**EXERCISE REQUIREMENTS**: Locate and copy all lines bearing the word "this".

**ENTRIES SUPPLIED**:
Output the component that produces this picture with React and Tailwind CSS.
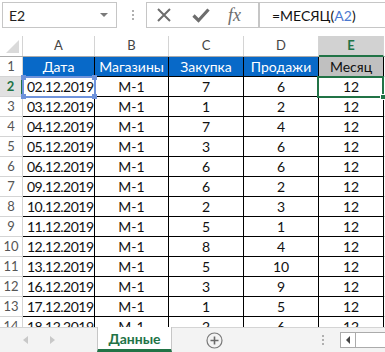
import React from "react";

const ROWS = [
  ["02.12.2019", "М-1", "7", "6", "12"],
  ["03.12.2019", "М-1", "1", "2", "12"],
  ["04.12.2019", "М-1", "7", "4", "12"],
  ["05.12.2019", "М-1", "3", "6", "12"],
  ["06.12.2019", "М-1", "6", "6", "12"],
  ["09.12.2019", "М-1", "6", "2", "12"],
  ["10.12.2019", "М-1", "2", "3", "12"],
  ["11.12.2019", "М-1", "5", "1", "12"],
  ["12.12.2019", "М-1", "8", "4", "12"],
  ["13.12.2019", "М-1", "5", "10", "12"],
  ["16.12.2019", "М-1", "3", "9", "12"],
  ["17.12.2019", "М-1", "1", "5", "12"],
  ["18.12.2019", "М-1", "2", "6", "12"],
];

const COLS = ["A", "B", "C", "D", "E"];
const WIDTHS = ["w-[72px]", "w-[74px]", "w-[75px]", "w-[75px]", "w-[65px]"];

const Toolbar = () => (
  <div className="h-[36px] flex items-start pt-[2px] pl-[2px] bg-white">
    {/* Name box */}
    <div className="w-[115px] h-[26px] border border-[#c6c6c6] flex items-center justify-between pl-[6px] pr-[8px]">
      <span className="text-[14px] text-[#222]">E2</span>
      <span className="w-0 h-0 border-l-[4px] border-r-[4px] border-t-[4px] border-l-transparent border-r-transparent border-t-[#7a7a7a]" />
    </div>
    <div className="w-[29px] h-[26px] flex flex-col items-center justify-center gap-[2px] pl-[2px]">
      <span className="w-[2px] h-[2px] bg-[#b0b0b0]" />
      <span className="w-[2px] h-[2px] bg-[#b0b0b0]" />
      <span className="w-[2px] h-[2px] bg-[#b0b0b0]" />
    </div>
    {/* Function buttons */}
    <div className="w-[113px] h-[26px] border border-[#c6c6c6] flex items-center pl-[9px]">
      <svg width="16" height="16" viewBox="0 0 16 16" className="mr-[20px]">
        <path d="M2 2 L14 14 M14 2 L2 14" stroke="#6d6d6d" strokeWidth="2" />
      </svg>
      <svg width="18" height="16" viewBox="0 0 18 16" className="mr-[18px]">
        <path d="M1.5 8.5 L6.5 13.5 L16.5 2.5" stroke="#6d6d6d" strokeWidth="3.2" fill="none" />
      </svg>
      <span className="text-[18px] italic text-[#6d6d6d] leading-none [font-family:'Liberation_Serif',serif]">fx</span>
    </div>
    {/* Formula */}
    <div className="flex-1 h-[26px] border border-r-0 border-[#c6c6c6] flex items-center pl-[12px] text-[14px] text-[#111]">
      =МЕСЯЦ(<span className="text-[#4a78d0]">A2</span>)
    </div>
  </div>
);

const ColumnHeader = () => (
  <div className="flex h-[21px] border-b border-[#ababab] bg-white">
    <div className="w-[23px] shrink-0 border-r border-[#d4d4d4] flex items-end justify-end pr-[3px] pb-[3px]">
      <svg width="13" height="13" viewBox="0 0 13 13">
        <path d="M13 0 L13 13 L0 13 Z" fill="#dadada" />
      </svg>
    </div>
    {COLS.map((c, i) => (
      <div
        key={c}
        className={`${WIDTHS[i]} shrink-0 border-r border-[#d4d4d4] flex items-center justify-center text-[13px] ${
          c === "E"
            ? "bg-[#d2d2d2] text-[#217346] font-bold border-b-2 border-b-[#217346] -mb-[1px]"
            : "text-[#444]"
        }`}
      >
        {c}
      </div>
    ))}
    <div className="flex-1" />
  </div>
);

const RowHeader = ({ n }) => (
  <div
    className={`w-[23px] shrink-0 border-r border-b border-[#d4d4d4] flex items-center justify-center text-[13px] ${
      n === 2 ? "bg-[#e1e1e1] text-[#217346] font-bold border-r-2 border-r-[#217346]" : "text-[#555]"
    }`}
  >
    {n}
  </div>
);

const Grid = () => (
  <div className="h-[291px] overflow-hidden relative">
    <ColumnHeader />
    {/* header row */}
    <div className="flex h-[20px]">
      <RowHeader n={1} />
      {["Дата", "Магазины", "Закупка", "Продажи"].map((t, i) => (
        <div
          key={t}
          className={`${WIDTHS[i]} shrink-0 bg-[#0869c8] text-white border-r border-b border-black flex items-center justify-center text-[14px]`}
        >
          {t}
        </div>
      ))}
      <div className="w-[65px] shrink-0 bg-[#c0c0c0] text-[#111] border-r border-b border-black flex items-center justify-center text-[14px]">
        Месяц
      </div>
      <div className="flex-1 border-b border-[#d4d4d4]" />
    </div>
    {ROWS.map((r, ri) => (
      <div key={ri} className="flex h-[20px]">
        <RowHeader n={ri + 2} />
        {r.map((v, ci) => (
          <div
            key={ci}
            className={`${WIDTHS[ci]} shrink-0 border-r border-b border-black flex items-center text-[14px] text-[#111] ${
              ci === 0 ? "pl-[4px] tracking-[-0.5px]" : "justify-center"
            }`}
          >
            {v}
          </div>
        ))}
        <div className="flex-1 border-b border-[#d4d4d4]" />
      </div>
    ))}
    {/* A2 reference highlight */}
    <div className="absolute left-[22px] top-[40px] w-[74px] h-[22px] border-2 border-[#6f93db]">
      <span className="absolute -left-[3px] -top-[3px] w-[5px] h-[5px] bg-[#6f93db]" />
      <span className="absolute -right-[3px] -top-[3px] w-[5px] h-[5px] bg-[#6f93db]" />
      <span className="absolute -left-[3px] -bottom-[3px] w-[5px] h-[5px] bg-[#6f93db]" />
      <span className="absolute -right-[3px] -bottom-[3px] w-[5px] h-[5px] bg-[#6f93db]" />
    </div>
    {/* E2 selection */}
    <div className="absolute left-[317px] top-[40px] w-[67px] h-[22px] border-2 border-[#217346]">
      <span className="absolute -right-[4px] -bottom-[4px] w-[6px] h-[6px] bg-[#217346] border border-white" />
    </div>
  </div>
);

const TabBar = () => (
  <div className="h-[25px] flex items-stretch bg-[#f3f3f3] border-t border-[#d4d4d4]">
    <div className="w-[97px] flex items-center pl-[23px] gap-[22px]">
      <span className="w-0 h-0 border-t-[4px] border-b-[4px] border-r-[5px] border-t-transparent border-b-transparent border-r-[#c8c8c8]" />
      <span className="w-0 h-0 border-t-[4px] border-b-[4px] border-l-[5px] border-t-transparent border-b-transparent border-l-[#c8c8c8]" />
    </div>
    <div className="w-[75px] -mt-[1px] bg-white border-x border-[#c6c6c6] border-b-[3px] border-b-[#217346] flex items-center justify-center text-[14px] font-bold text-[#217346]">
      Данные
    </div>
    <div className="w-[84px] flex items-center justify-center pl-[1px]">
      <svg width="17" height="17" viewBox="0 0 17 17">
        <circle cx="8.5" cy="8.5" r="7.5" fill="none" stroke="#7a7a7a" strokeWidth="1.2" />
        <path d="M8.5 4.5 V12.5 M4.5 8.5 H12.5" stroke="#6a6a6a" strokeWidth="1.6" />
      </svg>
    </div>
    <div className="w-[84px] flex flex-col items-end justify-center gap-[2px] pr-[16px]">
      <span className="w-[2px] h-[2px] bg-[#b0b0b0]" />
      <span className="w-[2px] h-[2px] bg-[#b0b0b0]" />
      <span className="w-[2px] h-[2px] bg-[#b0b0b0]" />
    </div>
    <div className="flex-1 flex items-center">
      <div className="flex h-[16px] w-full border-y border-[#ababab] bg-white">
        <div className="w-[16px] border-x border-[#ababab] flex items-center justify-center">
          <span className="w-0 h-0 border-t-[4px] border-b-[4px] border-r-[4px] border-t-transparent border-b-transparent border-r-[#444]" />
        </div>
      </div>
    </div>
  </div>
);

export default function App() {
  return (
    <div className="w-[385px] h-[352px] overflow-hidden bg-white [font-family:Lato,'Liberation_Sans',sans-serif]">
      <Toolbar />
      <Grid />
      <TabBar />
    </div>
  );
}
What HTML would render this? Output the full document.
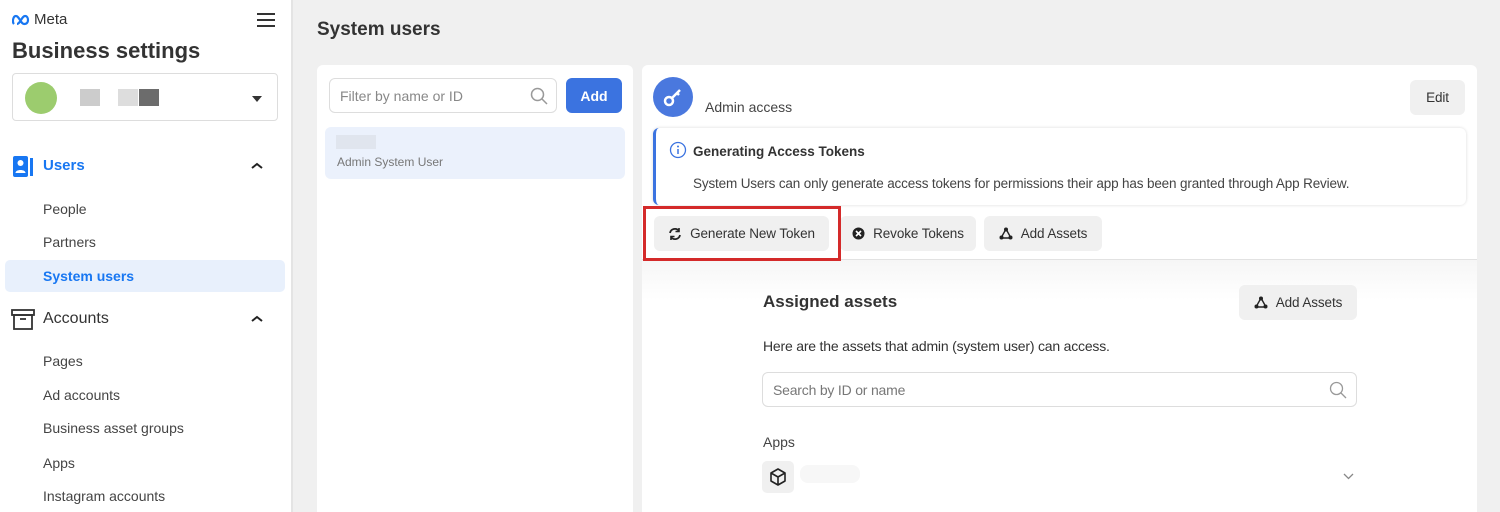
<!DOCTYPE html>
<html><head><meta charset="utf-8"><style>
*{box-sizing:border-box;margin:0;padding:0}
html,body{width:1500px;height:512px;overflow:hidden}
body{background:#f0f0f0;font-family:"Liberation Sans",Arial,sans-serif;color:#1c1e21;position:relative}
.a{position:absolute}
.side{left:0;top:0;width:293px;height:512px;background:#fff;border-right:2px solid #e4e4e4}
.nav{position:absolute;left:43px;font-size:14px;color:#444;line-height:16px}
.card{background:#fff;border-radius:6px}
.btn{position:absolute;background:#f0f0f0;border-radius:6px;font-size:13.5px;color:#333;display:flex;align-items:center;justify-content:center;gap:8px;letter-spacing:-0.1px}
</style></head><body>
<div class="a side">
  <div class="a" style="left:12px;top:11px;display:flex;align-items:center;gap:3px">
    <svg width="19" height="12" viewBox="0 0 19 12"><path d="M2 10C0 8 1 2 4 2c3 0 5 8 8 8s4-2 4-4-1-4-3-4c-3 0-5 8-8 8" fill="none" stroke="#1877f2" stroke-width="2.2"/></svg>
    <span style="font-size:15px;color:#333">Meta</span>
  </div>
  <div class="a" style="left:257px;top:13px;width:18px;height:2px;background:#333;box-shadow:0 6px 0 #333,0 12px 0 #333"></div>
  <div class="a" style="left:12px;top:38px;font-size:22px;font-weight:bold;color:#333">Business settings</div>
  <div class="a" style="left:12px;top:73px;width:266px;height:48px;border:1px solid #ddd;border-radius:4px">
    <div class="a" style="left:12px;top:8px;width:32px;height:32px;border-radius:50%;background:#9ccc6e"></div>
    <div class="a" style="left:67px;top:15px;width:20px;height:17px;background:#ccc"></div>
    <div class="a" style="left:105px;top:15px;width:20px;height:17px;background:#ddd"></div>
    <div class="a" style="left:126px;top:15px;width:20px;height:17px;background:#6c6c6c"></div>
    <div class="a" style="left:239px;top:22px;border:5px solid transparent;border-top:6px solid #333"></div>
  </div>
  <svg class="a" style="left:12px;top:155px" width="24" height="24" viewBox="0 0 24 24"><rect x="1" y="1" width="15" height="21" rx="2" fill="#1877f2"/><circle cx="8.5" cy="8" r="3" fill="#fff"/><path d="M3.5 18c0-4 10-4 10 0z" fill="#fff"/><path d="M18 3h3v18h-3z" fill="#1877f2"/></svg>
  <div class="a" style="left:43px;top:157px;font-size:15px;font-weight:bold;color:#1877f2">Users</div>
  <svg class="a" style="left:251px;top:162px" width="12" height="8"><path d="M1 6l5-4 5 4" fill="none" stroke="#222" stroke-width="2"/></svg>
  <div class="nav" style="top:201px">People</div>
  <div class="nav" style="top:234px">Partners</div>
  <div class="a" style="left:5px;top:260px;width:280px;height:32px;background:#e8f0fc;border-radius:5px"></div>
  <div class="nav" style="top:268px;color:#1877f2;font-weight:bold">System users</div>
  <svg class="a" style="left:11px;top:309px" width="24" height="22" viewBox="0 0 24 22"><rect x="1" y="1" width="22" height="5" fill="none" stroke="#333" stroke-width="1.8"/><rect x="3" y="6" width="18" height="14" fill="none" stroke="#333" stroke-width="1.8"/><path d="M9 10h6" stroke="#333" stroke-width="1.8"/></svg>
  <div class="a" style="left:43px;top:310px;font-size:16px;color:#333">Accounts</div>
  <svg class="a" style="left:251px;top:315px" width="12" height="8"><path d="M1 6l5-4 5 4" fill="none" stroke="#222" stroke-width="2"/></svg>
  <div class="nav" style="top:353px">Pages</div>
  <div class="nav" style="top:387px">Ad accounts</div>
  <div class="nav" style="top:420px">Business asset groups</div>
  <div class="nav" style="top:455px">Apps</div>
  <div class="nav" style="top:488px">Instagram accounts</div>
</div>

<div class="a" style="left:317px;top:19px;font-size:19px;font-weight:bold;color:#333">System users</div>

<div class="a card" style="left:317px;top:65px;width:316px;height:447px;border-radius:6px 6px 0 0">
  <div class="a" style="left:12px;top:13px;width:228px;height:35px;border:1px solid #ddd;border-radius:6px">
    <div class="a" style="left:10px;top:9px;font-size:14px;color:#888">Filter by name or ID</div>
    <svg class="a" style="left:200px;top:8px" width="18" height="18"><circle cx="7.5" cy="7.5" r="6" fill="none" stroke="#999" stroke-width="1.5"/><path d="M12 12l5 5" stroke="#999" stroke-width="1.5"/></svg>
  </div>
  <div class="a" style="left:249px;top:13px;width:56px;height:35px;background:#3b73e0;border-radius:6px;color:#fff;font-weight:bold;font-size:14px;display:flex;align-items:center;justify-content:center">Add</div>
  <div class="a" style="left:8px;top:62px;width:300px;height:52px;background:#ebf1fc;border-radius:6px">
    <div class="a" style="left:11px;top:8px;width:40px;height:14px;background:#e0e5ee"></div>
    <div class="a" style="left:12px;top:28px;font-size:12px;color:#777">Admin System User</div>
  </div>
</div>

<div class="a card" style="left:642px;top:65px;width:835px;height:447px;overflow:hidden;border-radius:6px 6px 0 0">
  <div class="a" style="left:0;top:194px;width:835px;height:266px;background:linear-gradient(#f6f6f6,#fff 40px);border-top:1px solid #e2e2e2"></div>
  <div class="a" style="left:11px;top:12px;width:40px;height:40px;border-radius:50%;background:#4a78de"></div>
  <svg class="a" style="left:21px;top:22px" width="20" height="20" viewBox="0 0 20 20"><circle cx="6" cy="14" r="4" fill="none" stroke="#fff" stroke-width="2.5"/><path d="M9 11l8-8M14 6l2 2" stroke="#fff" stroke-width="2.5"/></svg>
  <div class="a" style="left:63px;top:34px;font-size:14px;color:#444">Admin access</div>
  <div class="btn" style="left:768px;top:15px;width:55px;height:35px">Edit</div>
  <div class="a" style="left:11px;top:63px;width:813px;height:77px;border-left:3px solid #3b73e0;border-radius:6px;box-shadow:0 0 3px rgba(0,0,0,.15)">
    <svg class="a" style="left:13px;top:13px" width="18" height="18"><circle cx="9" cy="9" r="7.5" fill="none" stroke="#3b73e0" stroke-width="1.3"/><path d="M9 8v5" stroke="#3b73e0" stroke-width="1.5"/><circle cx="9" cy="5.5" r="1" fill="#3b73e0"/></svg>
    <div class="a" style="left:37px;top:16px;font-size:13.5px;font-weight:bold;color:#333">Generating Access Tokens</div>
    <div class="a" style="left:37px;top:48px;font-size:13.5px;color:#444;letter-spacing:-0.15px">System Users can only generate access tokens for permissions their app has been granted through App Review.</div>
  </div>
  <div class="btn" style="left:12px;top:151px;width:175px;height:35px"><svg width="14" height="14" viewBox="0 0 14 14"><path d="M2 6a5 5 0 0 1 9-2M12 8a5 5 0 0 1-9 2" fill="none" stroke="#222" stroke-width="1.8"/><path d="M11 1v3.5H7.5M3 13V9.5h3.5" fill="none" stroke="#222" stroke-width="1.6"/></svg>Generate New Token</div>
  <div class="btn" style="left:198px;top:151px;width:136px;height:35px"><svg width="13" height="13"><circle cx="6.5" cy="6.5" r="6" fill="#222"/><path d="M4 4l5 5M9 4l-5 5" stroke="#fff" stroke-width="1.6"/></svg>Revoke Tokens</div>
  <div class="btn" style="left:342px;top:151px;width:118px;height:35px"><svg width="14" height="13"><path d="M7 2L2 11h10z" fill="none" stroke="#222" stroke-width="1.4"/><circle cx="7" cy="2.5" r="2" fill="#222"/><circle cx="2.5" cy="10.5" r="2" fill="#222"/><circle cx="11.5" cy="10.5" r="2" fill="#222"/></svg>Add Assets</div>
  <div class="a" style="left:1px;top:141px;width:198px;height:55px;border:3px solid #d42a2a"></div>

  <div class="a" style="left:121px;top:227px;font-size:17px;font-weight:bold;color:#333">Assigned assets</div>
  <div class="btn" style="left:597px;top:220px;width:118px;height:35px"><svg width="14" height="13"><path d="M7 2L2 11h10z" fill="none" stroke="#222" stroke-width="1.4"/><circle cx="7" cy="2.5" r="2" fill="#222"/><circle cx="2.5" cy="10.5" r="2" fill="#222"/><circle cx="11.5" cy="10.5" r="2" fill="#222"/></svg>Add Assets</div>
  <div class="a" style="left:121px;top:273px;font-size:14px;color:#333;letter-spacing:-0.2px">Here are the assets that admin (system user) can access.</div>
  <div class="a" style="left:120px;top:307px;width:595px;height:35px;border:1px solid #ddd;border-radius:6px;background:#fff">
    <div class="a" style="left:10px;top:9px;font-size:14px;color:#777;letter-spacing:-0.2px">Search by ID or name</div>
    <svg class="a" style="left:566px;top:8px" width="18" height="18"><circle cx="7.5" cy="7.5" r="6" fill="none" stroke="#999" stroke-width="1.3"/><path d="M12 12l5 5" stroke="#999" stroke-width="1.3"/></svg>
  </div>
  <div class="a" style="left:121px;top:369px;font-size:14px;color:#444">Apps</div>
  <div class="a" style="left:120px;top:396px;width:32px;height:32px;background:#f0f0f0;border-radius:5px"></div>
  <svg class="a" style="left:126px;top:402px" width="20" height="20" viewBox="0 0 20 20"><path d="M10 2l7 4v8l-7 4-7-4V6zM3 6l7 4 7-4M10 10v8" fill="none" stroke="#222" stroke-width="1.6" stroke-linejoin="round"/></svg>
  <div class="a" style="left:158px;top:400px;width:60px;height:18px;background:#f7f7f7;border-radius:8px"></div>
  <svg class="a" style="left:701px;top:408px" width="11" height="7"><path d="M1 1l4.5 4.5L10 1" fill="none" stroke="#888" stroke-width="1.3"/></svg>
</div>
</body></html>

**OUTPUT**:
Output the component that produces this picture with React and Tailwind CSS.
What HTML would render this? Output the full document.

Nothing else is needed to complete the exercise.